◆ Work to complete:
Word for word, transcribe the lines below and drop the pictures.

◆ Data:
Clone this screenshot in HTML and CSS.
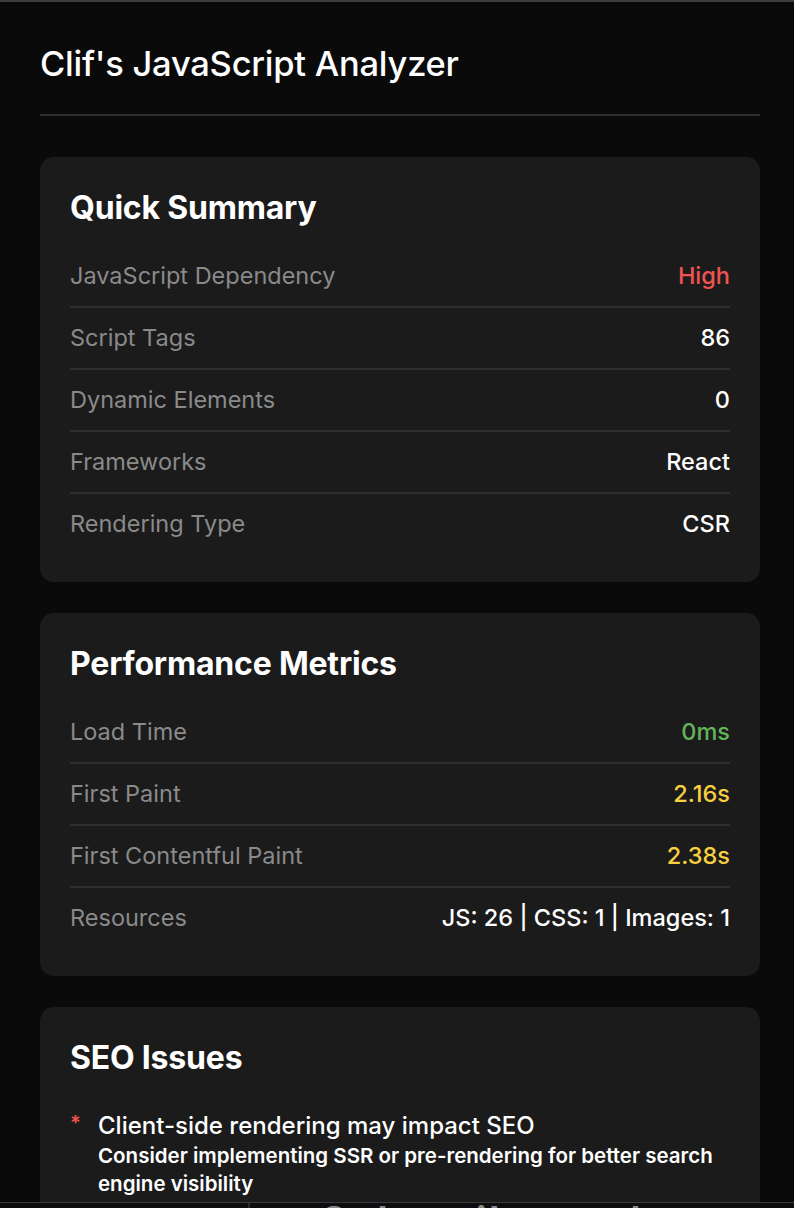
FILE: index.html
```html
<!DOCTYPE html>
<html lang="en">
<head>
<meta charset="utf-8">
<title>Clif's JavaScript Analyzer</title>
<link rel="stylesheet" href="styles.css">
</head>
<body>
<div class="panel">
  <h1 class="title">Clif's JavaScript Analyzer</h1>

  <section class="card">
    <h2 class="card-title">Quick Summary</h2>
    <div class="row"><span class="label">JavaScript Dependency</span><span class="value red">High</span></div>
    <div class="row"><span class="label">Script Tags</span><span class="value">86</span></div>
    <div class="row"><span class="label">Dynamic Elements</span><span class="value">0</span></div>
    <div class="row"><span class="label">Frameworks</span><span class="value">React</span></div>
    <div class="row"><span class="label">Rendering Type</span><span class="value">CSR</span></div>
  </section>

  <section class="card">
    <h2 class="card-title">Performance Metrics</h2>
    <div class="row"><span class="label">Load Time</span><span class="value green">0ms</span></div>
    <div class="row"><span class="label">First Paint</span><span class="value yellow">2.16s</span></div>
    <div class="row"><span class="label">First Contentful Paint</span><span class="value yellow">2.38s</span></div>
    <div class="row"><span class="label">Resources</span><span class="value">JS: 26 | CSS: 1 | Images: 1</span></div>
  </section>

  <section class="card">
    <h2 class="card-title">SEO Issues</h2>
    <ul class="issues">
      <li class="issue">
        <span class="star">*</span>
        <div class="issue-body">
          <div class="issue-title">Client-side rendering may impact SEO</div>
          <div class="issue-desc">Consider implementing SSR or pre-rendering for better search engine visibility</div>
        </div>
      </li>
    </ul>
  </section>
</div>

<div class="under">
  <div class="under-side"></div>
  <div class="under-text">Subscribe to the</div>
</div>
</body>
</html>
```

FILE: styles.css
```css
html, body {
  margin: 0;
  padding: 0;
  height: 1208px;
  overflow: hidden;
}

body {
  background: #0a0a0a;
  border-top: 2px solid #3d3d3d;
  box-sizing: border-box;
  font-family: Inter, "Noto Sans", "Liberation Sans", sans-serif;
  color: #ffffff;
}

.panel {
  padding: 0 34px 0 40px;
  width: 720px;
}

.title {
  margin: 0;
  padding-top: 42px;
  padding-bottom: 30px;
  font-size: 34.5px;
  line-height: 40px;
  font-weight: 500;
  letter-spacing: -0.25px;
  border-bottom: 2px solid #2c2c2c;
}

.card {
  background: #1b1b1b;
  border-radius: 14px;
  padding: 32px 30px 28px;
  margin-top: 41px;
}

.card + .card {
  margin-top: 31px;
}

.card-title {
  margin: 0 0 19px;
  font-size: 32px;
  line-height: 38px;
  font-weight: 700;
  letter-spacing: -0.2px;
}

.row {
  display: flex;
  justify-content: space-between;
  align-items: center;
  padding: 15px 0;
  line-height: 30px;
  font-size: 23.5px;
  border-bottom: 2px solid #2e2e2e;
}

.row:last-child {
  border-bottom: none;
}

.label {
  color: #8a8a8a;
}

.value {
  color: #ffffff;
  font-weight: 500;
}

.value-wide {
  letter-spacing: 0.2px;
}

.red { color: #ef5350; }
.green { color: #63b35a; }
.yellow { color: #f8cf3f; }

.issues {
  list-style: none;
  margin: 0;
  padding: 15px 0 0 0;
}

.issue {
  display: flex;
  gap: 19px;
}

.star {
  color: #ef5350;
  font-size: 20px;
  line-height: 24px;
  font-weight: 600;
  width: 9px;
}

.issue-title {
  font-size: 24px;
  line-height: 30px;
  font-weight: 500;
}

.issue-desc {
  font-size: 20.5px;
  line-height: 28px;
  font-weight: 600;
  padding-top: 1px;
}

.under {
  position: fixed;
  left: 0;
  right: 0;
  bottom: 0;
  height: 5px;
  background: #0d0d10;
  border-top: 1px solid #3a3a3a;
  overflow: hidden;
  display: flex;
}

.under-side {
  width: 248px;
  border-right: 2px solid #2a2a2a;
  flex: none;
}

.under-text {
  margin-left: 70px;
  margin-top: -2px;
  font-size: 42px;
  line-height: 42px;
  font-weight: 600;
  color: #8a8a8a;
  letter-spacing: 2px;
  white-space: nowrap;
}
```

◆ Complete response:
Clone this screenshot in HTML and CSS.
FILE: index.html
```html
<!DOCTYPE html>
<html lang="en">
<head>
<meta charset="utf-8">
<title>Clif's JavaScript Analyzer</title>
<link rel="stylesheet" href="styles.css">
</head>
<body>
<div class="panel">
  <h1 class="title">Clif's JavaScript Analyzer</h1>

  <section class="card">
    <h2 class="card-title">Quick Summary</h2>
    <div class="row"><span class="label">JavaScript Dependency</span><span class="value red">High</span></div>
    <div class="row"><span class="label">Script Tags</span><span class="value">86</span></div>
    <div class="row"><span class="label">Dynamic Elements</span><span class="value">0</span></div>
    <div class="row"><span class="label">Frameworks</span><span class="value">React</span></div>
    <div class="row"><span class="label">Rendering Type</span><span class="value">CSR</span></div>
  </section>

  <section class="card">
    <h2 class="card-title">Performance Metrics</h2>
    <div class="row"><span class="label">Load Time</span><span class="value green">0ms</span></div>
    <div class="row"><span class="label">First Paint</span><span class="value yellow">2.16s</span></div>
    <div class="row"><span class="label">First Contentful Paint</span><span class="value yellow">2.38s</span></div>
    <div class="row"><span class="label">Resources</span><span class="value">JS: 26 | CSS: 1 | Images: 1</span></div>
  </section>

  <section class="card">
    <h2 class="card-title">SEO Issues</h2>
    <ul class="issues">
      <li class="issue">
        <span class="star">*</span>
        <div class="issue-body">
          <div class="issue-title">Client-side rendering may impact SEO</div>
          <div class="issue-desc">Consider implementing SSR or pre-rendering for better search engine visibility</div>
        </div>
      </li>
    </ul>
  </section>
</div>

<div class="under">
  <div class="under-side"></div>
  <div class="under-text">Subscribe to the</div>
</div>
</body>
</html>
```

FILE: styles.css
```css
html, body {
  margin: 0;
  padding: 0;
  height: 1208px;
  overflow: hidden;
}

body {
  background: #0a0a0a;
  border-top: 2px solid #3d3d3d;
  box-sizing: border-box;
  font-family: Inter, "Noto Sans", "Liberation Sans", sans-serif;
  color: #ffffff;
}

.panel {
  padding: 0 34px 0 40px;
  width: 720px;
}

.title {
  margin: 0;
  padding-top: 42px;
  padding-bottom: 30px;
  font-size: 34.5px;
  line-height: 40px;
  font-weight: 500;
  letter-spacing: -0.25px;
  border-bottom: 2px solid #2c2c2c;
}

.card {
  background: #1b1b1b;
  border-radius: 14px;
  padding: 32px 30px 28px;
  margin-top: 41px;
}

.card + .card {
  margin-top: 31px;
}

.card-title {
  margin: 0 0 19px;
  font-size: 32px;
  line-height: 38px;
  font-weight: 700;
  letter-spacing: -0.2px;
}

.row {
  display: flex;
  justify-content: space-between;
  align-items: center;
  padding: 15px 0;
  line-height: 30px;
  font-size: 23.5px;
  border-bottom: 2px solid #2e2e2e;
}

.row:last-child {
  border-bottom: none;
}

.label {
  color: #8a8a8a;
}

.value {
  color: #ffffff;
  font-weight: 500;
}

.value-wide {
  letter-spacing: 0.2px;
}

.red { color: #ef5350; }
.green { color: #63b35a; }
.yellow { color: #f8cf3f; }

.issues {
  list-style: none;
  margin: 0;
  padding: 15px 0 0 0;
}

.issue {
  display: flex;
  gap: 19px;
}

.star {
  color: #ef5350;
  font-size: 20px;
  line-height: 24px;
  font-weight: 600;
  width: 9px;
}

.issue-title {
  font-size: 24px;
  line-height: 30px;
  font-weight: 500;
}

.issue-desc {
  font-size: 20.5px;
  line-height: 28px;
  font-weight: 600;
  padding-top: 1px;
}

.under {
  position: fixed;
  left: 0;
  right: 0;
  bottom: 0;
  height: 5px;
  background: #0d0d10;
  border-top: 1px solid #3a3a3a;
  overflow: hidden;
  display: flex;
}

.under-side {
  width: 248px;
  border-right: 2px solid #2a2a2a;
  flex: none;
}

.under-text {
  margin-left: 70px;
  margin-top: -2px;
  font-size: 42px;
  line-height: 42px;
  font-weight: 600;
  color: #8a8a8a;
  letter-spacing: 2px;
  white-space: nowrap;
}
```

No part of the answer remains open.